I violently agree! :D

Exactly.. thank you. That was my point.
 
The legal rule explicitly addressed by the courts is that rape is a crime...

I don't get your point. The courts have also explicitly addressed and decided the questions of whether obstruction of justice is a crime, and whether it is a crime to ignore/disobey a grand jury subpoena. The open question - if there is one - is whether the President is subject to the laws of the land, or is above the law. The very existence of impeachment provisions would seem to be compensation for the insulation from the law that the President enjoys.

The President is subject to the laws of the land, but the question that hasn't been answered through precedent (correcting all my earlier misspellings!) is what the law of the land actually is in this case. Executive privilege means that the President has very different rules than the rest of us. The SCOTUS ruled that executive privlege did not allow Nixon to refuse to turn over material evidence directly related to a criminal charge against him when subpoenaed (a subpoena duces tecum, it seems) but not that a president must answer a subpoena ad testificandum that requires him/her to appear before a grand jury. Every analysis I've seen acknowledges that a constitutional question would have to be resolved in the courts if Trump refuses to answer the subpoena. (They also think that he would likely lose, but that is a different issue altogether.)

There would have to be merit to a claim prior to requiring a sitting president to testify "testificandum". Enjoinment would be a way to keep one issue from being abusively made into multiple issues... or to simplify and condense multiple issues into one... no executive privilege needed there.
 
When I say that the President is "above the law", I do not mean to imply that he can ignore the Constitution. What I mean is that the remedy is not a judicial one. The Supreme Court can make all of the rulings it wants against the President, but it cannot enforce them. Congress can issue a warrant for his arrest, but it is the executive branch that ultimately enforces the law. The only means of permanently removing a President is political--an act of the legislature. Even Article 25 ultimately throws the power back to Congress, if the President affirms to Congress that he is fit to serve despite an attempt by his cabinet to remove him. At that point, only a 2/3 majority in both houses of Congress can remove him. Only after removal from office is the President subject to judicial remedies for crimes committed.

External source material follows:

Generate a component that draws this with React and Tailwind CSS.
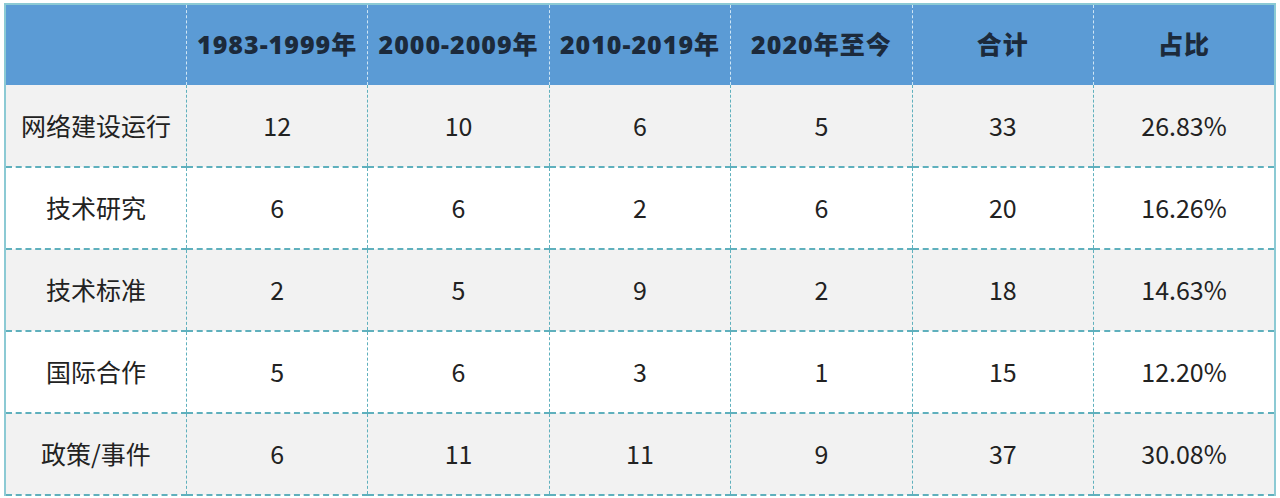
const headers = ["", "1983-1999年", "2000-2009年", "2010-2019年", "2020年至今", "合计", "占比"];

const rows = [
  ["网络建设运行", "12", "10", "6", "5", "33", "26.83%"],
  ["技术研究", "6", "6", "2", "6", "20", "16.26%"],
  ["技术标准", "2", "5", "9", "2", "18", "14.63%"],
  ["国际合作", "5", "6", "3", "1", "15", "12.20%"],
  ["政策/事件", "6", "11", "11", "9", "37", "30.08%"],
];

export default function App() {
  return (
    <div
      className="h-[498px] w-[1280px] bg-white pl-[4px] pt-[3px]"
      style={{ fontFamily: '"Noto Sans CJK SC", "Noto Sans", sans-serif' }}
    >
      <table className="w-[1272px] table-fixed border-collapse border-x-2 border-t-2 border-solid border-x-[#8ccad4] border-t-[#8ccad4]">
        <thead>
          <tr className="h-[81px] bg-[#5b9bd5]">
            {headers.map((h, i) => (
              <th
                key={i}
                className={`text-center font-['Open_Sans','Noto_Sans_CJK_SC',sans-serif] text-[25px] font-extrabold tracking-[1px] text-[#1c2a3b] ${
                  i > 0 ? "border-l border-dashed border-l-[#cfe6f5]" : ""
                }`}
              >
                {h}
              </th>
            ))}
          </tr>
        </thead>
        <tbody>
          {rows.map((r, ri) => (
            <tr
              key={ri}
              className={`h-[82px] ${ri % 2 === 0 ? "bg-[#f2f2f2]" : "bg-white"}`}
            >
              {r.map((c, ci) => (
                <td
                  key={ci}
                  className={`border-b-2 border-dashed border-b-[#5fb0bd] text-center text-[25px] text-[#222] ${
                    ci > 0 ? "border-l border-l-[#5fb0bd]" : ""
                  }`}
                >
                  {c}
                </td>
              ))}
            </tr>
          ))}
        </tbody>
      </table>
    </div>
  );
}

So, given the current makeup of the Congress, Trump is virtually impeachment-proof, and Article 25 is even less likely to work. He can effectively thumb his nose at the Supreme Court and the Congress as long as he refrains from doing it in such a way that Republicans feel they have no other choice. Right now, most of them seem to feel that they have no other choice than to enable and support him, no matter how embarrassing and frightening his behavior.